Senkungsbeschleunigung (links) auf 76 mm in 2 Stunden bei einem 25-jährigen Patienten mit atypischer Pneumonie. Rechts zum Vergleich eine normale Senkung.

Wie bei kaum einem anderen Blutwert schwanken die Literaturangaben über die Referenz- oder Normalwerte, teilweise wird geschlechts- und altersabhängig differenziert.
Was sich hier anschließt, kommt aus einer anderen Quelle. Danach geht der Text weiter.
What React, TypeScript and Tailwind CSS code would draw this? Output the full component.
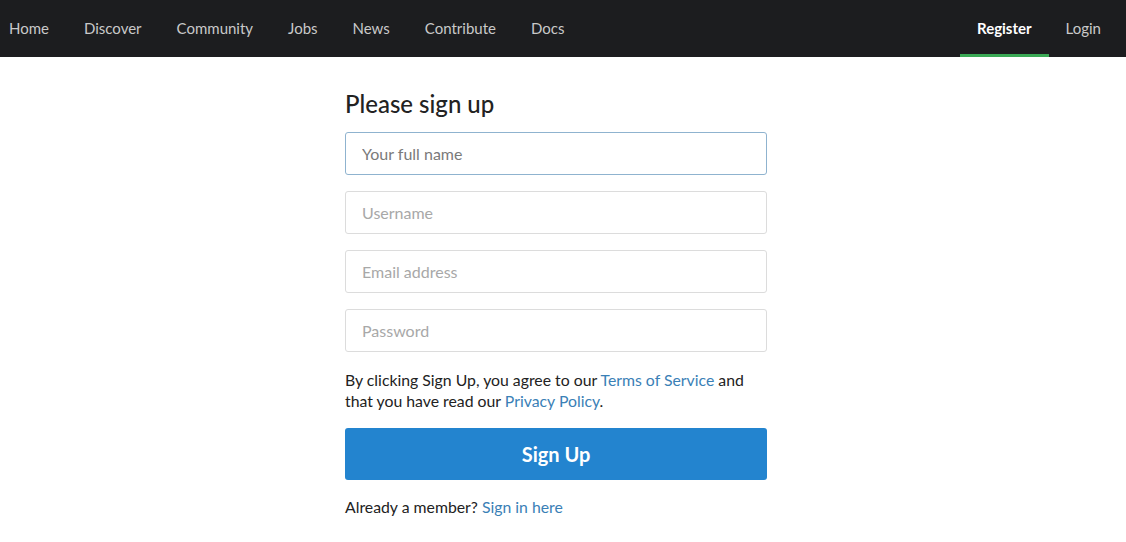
import React from "react";

const navItems = ["Home", "Discover", "Community", "Jobs", "News", "Contribute", "Docs"];

const Field = ({ placeholder, focused }: { placeholder: string; focused?: boolean }) => (
  <input
    type="text"
    placeholder={placeholder}
    className={
      "h-[43px] w-full rounded-[3px] border bg-white px-4 text-[16px] outline-none " +
      (focused
        ? "border-[#8fb3cf] placeholder:text-[#7a7a7a]"
        : "border-[#dcdcdc] placeholder:text-[#a8a8a8]")
    }
  />
);

const App = () => {
  return (
    <div className="min-h-[542px] bg-white font-['Lato','Liberation_Sans',sans-serif] text-[#222]">
      <nav className="flex h-[57px] items-stretch justify-between bg-[#1c1d1f] text-[15px]">
        <ul className="flex items-center gap-[35px] pl-[9px] text-[#c9c9c9]">
          {navItems.map((item) => (
            <li key={item}>
              <a href="#">{item}</a>
            </li>
          ))}
        </ul>
        <ul className="flex items-stretch pr-[8px]">
          <li className="flex items-center border-b-[3px] border-[#3aa955] px-[17px] pt-[3px] font-bold text-white">
            <a href="#">Register</a>
          </li>
          <li className="flex items-center px-[17px] text-[#c9c9c9]">
            <a href="#">Login</a>
          </li>
        </ul>
      </nav>

      <main className="flex justify-center pr-[14px]">
        <form className="w-[422px] pt-[31px]" onSubmit={(e) => e.preventDefault()}>
          <h1 className="text-[24px] leading-[32px] font-medium text-[#222]">Please sign up</h1>
          <div className="mt-[12px] flex flex-col gap-4">
            <Field placeholder="Your full name" focused />
            <Field placeholder="Username" />
            <Field placeholder="Email address" />
            <Field placeholder="Password" />
          </div>
          <p className="mt-[17px] text-[15.8px] leading-[21px]">
            By clicking Sign Up, you agree to our{" "}
            <a href="#" className="text-[#3a80b6]">
              Terms of Service
            </a>{" "}
            and that you have read our{" "}
            <a href="#" className="text-[#3a80b6]">
              Privacy Policy
            </a>
            .
          </p>
          <button
            type="submit"
            className="mt-[17px] h-[52px] w-full rounded-[3px] bg-[#2384cf] text-[20px] font-bold text-white"
          >
            Sign Up
          </button>
          <p className="mt-[15px] text-[15.8px]">
            Already a member?{" "}
            <a href="#" className="text-[#3a80b6]">
              Sign in here
            </a>
          </p>
        </form>
      </main>
    </div>
  );
};

export default App;
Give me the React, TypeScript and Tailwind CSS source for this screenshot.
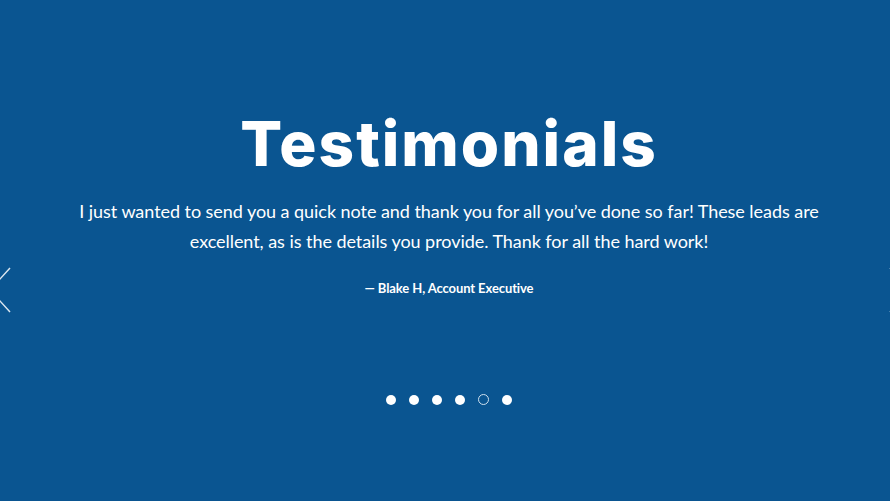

Bei Nichtdifferenzierung finden sich in der Literatur für den Referenzwert nach der ersten Stunde in etwa Angaben bis 10 mm, für den Normalwert nach der zweiten Stunde bis etwa 20 mm.

Beispiel einer Differenzierung

Die Normalwerte (aus G. Herold: Innere Medizin 2016) bei unter 50-Jährigen nach einer Stunde betragen

  • beim Mann: bis zu 15 mm n. W. (nach Westergren)
  • bei der Frau: bis zu 20 mm n. W.

Für über 50-Jährige gilt:

  • beim Mann: bis zu 20 mm n. W.
  • bei der Frau: bis zu 30 mm n. W.

Bewertung

Eine erhöhte BSR ist Hinweis auf eine akute Entzündung und kann im Zusammenhang mit anderen Hinweisen als Diagnosekriterium für verschiedene entzündliche Erkrankungen und Infektionen genutzt werden. Eine verlangsamte BSR tritt beispielsweise bei Polyzythämie auf. Bei einer extremen Erhöhung der BSG spricht man von einer Sturzsenkung.

Probleme:

  1. Die BSR ist nur in seltenen Fällen (unter 0,1 %) der alleinige Hinweis für eine zugrunde liegende Erkrankung.
  2. Für etwa 5 % aller erhöhten Blutsenkungswerte findet sich keine Erklärung.
  3. Eine nicht erhöhte BSR schließt entzündliche Krankheiten nicht aus.
  4. Die Einnahme von Hormonpräparaten kann die BSR beschleunigen.
  5. Leistungssportler haben aufgrund eines höheren Hämatokrit-Wertes eine verlangsamte BSR.

Im Gegensatz zum CRP – einem Akute-Phase-Protein, das ebenfalls zur Beurteilung entzündlicher Erkrankungen bestimmt wird – erfasst die BSR ein größeres Spektrum an Erkrankungen. Vor allem ein krankhafter Anstieg der Immunglobuline, von Immunkomplexen und anderen Proteinen wird durch die Blutkörperchensenkung besser erfasst. Eine auch nur leicht erhöhte BSR bei jungen Menschen sollte daher abgeklärt werden, sofern noch andere Hinweise auf eine Erkrankung bestehen.

Fehlerquellen

In der Literatur sind diverse Fehlerquellen bei der Ermittlung der BSR beschrieben. Unter anderem sind dies zu hohe Temperatur (die Werte sind auf eine Temperatur von 23 °C normiert), schiefe Stellung der Röhrchen oder des Gestells und zu viel Natriumcitrat. Zudem gibt es entgegengesetzte sich neutralisierende Blutwertschwankungen bzw. Faktoren, die dazu beitragen. Lebererkrankungen können beispielsweise trotz Vorliegens entzündlicher Prozesse eine BSG verlangsamen und so einen normalen Blutwert vortäuschen, ein entzündungsabhängiger Anstieg und eine medikamentenabhängige Verlangsamung (zum Beispiel bei Methotrexat) können sich ausgleichen.